About this Famous Person
17th President of the United States
Source : Tim DOWLING
Andrew Johnson was born in Raleigh, North Carolina, to Jacob Johnson (1778–1812) and Mary ("Polly") McDonough (1783–1856), a seamstress and the daughter of Andrew McDonough. He had a brother William four years his elder and an older sister Elizabeth who died in childhood. Johnson's grandfather William was poverty stricken, and left his son Jacob landless and illiterate. In Raleigh, Jacob became town constable and suddenly died shortly after rescuing three drowning men, leaving his family in poverty when Andrew was three. Johnson's mother then took in work spinning and weaving to support her family, and she later was remarried to Turner Doughtry. She bound Andrew as an apprentice tailor; Johnson had no formal education but taught himself how to read and write, with some help from his masters, as was their obligation under his apprenticeship.

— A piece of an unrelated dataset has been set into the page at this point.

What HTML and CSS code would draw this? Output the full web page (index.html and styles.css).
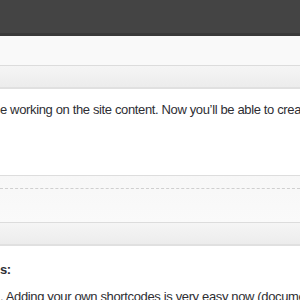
FILE: index.html
```html
<!DOCTYPE html>
<html>
<head>
<meta charset="utf-8">
<link rel="stylesheet" href="styles.css">
</head>
<body>
<div class="page">
  <div class="topbar"></div>
  <div class="subbar"></div>
  <div class="toolbar"></div>
  <div class="content">
    <p class="line first">e working on the site content. Now you’ll be able to create great content</p>
  </div>
  <div class="panel">
    <div class="dashed"></div>
  </div>
  <div class="toolbar second"></div>
  <div class="content two">
    <p class="line bold">s:</p>
    <p class="line last">. Adding your own shortcodes is very easy now (documentation)</p>
  </div>
</div>
</body>
</html>
```
FILE: styles.css
```css
html, body {
  margin: 0;
  padding: 0;
  background: #fff;
}
.page {
  width: 300px;
  height: 300px;
  overflow: hidden;
  font-family: "Liberation Sans", Arial, sans-serif;
  font-size: 13px;
  letter-spacing: -0.36px;
  color: #2e2e33;
}
.topbar {
  height: 33px;
  background: #444;
  border-bottom: 3px solid #393939;
  box-shadow: 0 1px 2px rgba(0,0,0,0.25);
}
.subbar {
  height: 29px;
  background: #f9f9f9;
  border-bottom: 1px solid #dcdcdc;
}
.toolbar {
  height: 21px;
  background: linear-gradient(#f5f5f5, #ececec);
  border-bottom: 2px solid #e0e0e0;
}
.content {
  background: #fff;
  height: 86px;
  overflow: hidden;
}
.line {
  margin: 0;
  white-space: nowrap;
  line-height: 15px;
}
.first {
  padding-top: 13px;
}
.panel {
  border-top: 1px solid #dddddd;
  background: linear-gradient(#f7f7f7, #fafafa);
  height: 46px;
}
.dashed {
  margin-top: 12px;
  border-top: 1px dashed #cfcfcf;
}
.second {
  border-top: 1px solid #dcdcdc;
  height: 21px;
}
.two {
  height: 60px;
}
.bold {
  font-weight: bold;
  padding-top: 16px;
}
.last {
  padding-top: 12px;
}
```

As a youngster living in poverty, along with his childhood friends, Johnson was an object of ridicule from members of higher social circles; as such, he was commonly referred to as "poor white trash" by the elite in Raleigh. Nevertheless, he and his peers were acutely aware that they were one step above the lowest on the socio-economic ladder, i.e. the black community. As a consequence, Johnson assumed an attitude of white supremacy typical of one in his position in his town, and he was unable to ever shed this perspective during his life.
At age 16 or 17, Johnson left his apprenticeship and ran away with his brother, landing ultimately in Laurens, South Carolina for two years, where he found work as a tailor. Here he found his first love, Mary Wood, for whom he made a quilt. His marriage proposal to her was rejected however, and he returned to Raleigh but could not remain there, as his master J. Selby refused to release him from his apprenticeship obligation. He made his way to Mooresville, Alabama, where Joseph Sloss taught him how to tailor frock suits.
Johnson returned to Raleigh and from there traveled with his mother, stepfather and brother to Greeneville, Tennessee and established a very successful tailoring business in the front of his home; he was joined by a partner, Hentle W. Adkinson. At the age of 18, Johnson married 16 year-old Eliza McCardle in 1827; she was the daughter of a local shoemaker. The couple were married for 50 years and had five children: Martha (1828), Charles (1830), Mary (1832), Robert (1834), and Andrew Jr. (1852). Though she suffered from consumption, Eliza was consistently supportive of Johnson's endeavors; she taught Johnson arithmetic up to basic algebra and tutored him to improve his literacy, reading, and writing skills.
His reading about famous oratory sparked in Johnson a natural interest in political dialogue and private debates with customers having opposing views on issues of the day. Johnson then initiated public debates and organized a debating society with a customer Blackston McDannel. He also participated in debates at Tusculum College in Greeneville, and later helped organize a mechanics' party ticket that elected him as a town alderman in 1829, a position he retained until he was elected Mayor in 1834. In 1831 he became a member of the 90th Regiment of the Tennessee militia. Neither the Democratic or the newly formed Whig party was then well organized in that part of Tennessee. At that time, a state convention was called to pass a new constitution, including provisions to disenfranchise freedmen and to reform real estate tax rates; the constitution was submitted for a public vote and Johnson successfully campaigned in favor of it, which provided him with additional positive statewide exposure.